Supreme Court Holds Public Employee Speech Not Protected by First Amendment



Over at SCOTUS Blog, Marty Lederman has two posts (one here and another here) addressing today’s Supreme Court ruling in Garcetti v. Ceballos, No. 04-473. Lyle Denniston also has a post on the decision. Here is an excerpt from Lederman:

Today, the Court took that very significant step, holding that “when public employees make statements pursuant to their official duties, the employees are not speaking as citizens for First Amendment purposes, and the Constitution does not insulate their communications from employer discipline.” This apparently means that employees may be disciplined for their official capacity speech, without any First Amendment scrutiny, and without regard to whether it touches on matters of “public concern” — a very significant doctrinal development . . .

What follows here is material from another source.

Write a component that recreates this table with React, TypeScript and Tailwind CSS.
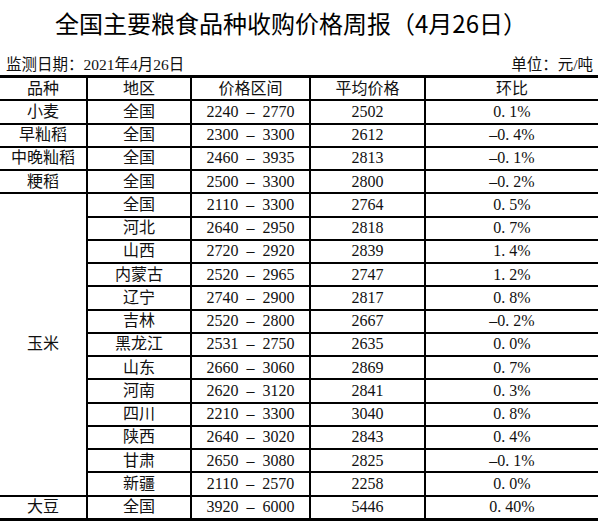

And what does this decision portend for the constitutional rights of teachers in their classroom speech and in their scholarship? The answer is not yet clear. Here’s Justice Kennedy again: “There is some argument that expression related to academic scholarship or classroom instruction implicates additional constitutional interests that are not fully accounted for by this Court’s customary employee-speech jurisprudence. We need not, and for that reason do not, decide whether the analysis we conduct today would apply in the same manner to a case involving speech related to scholarship or teaching.”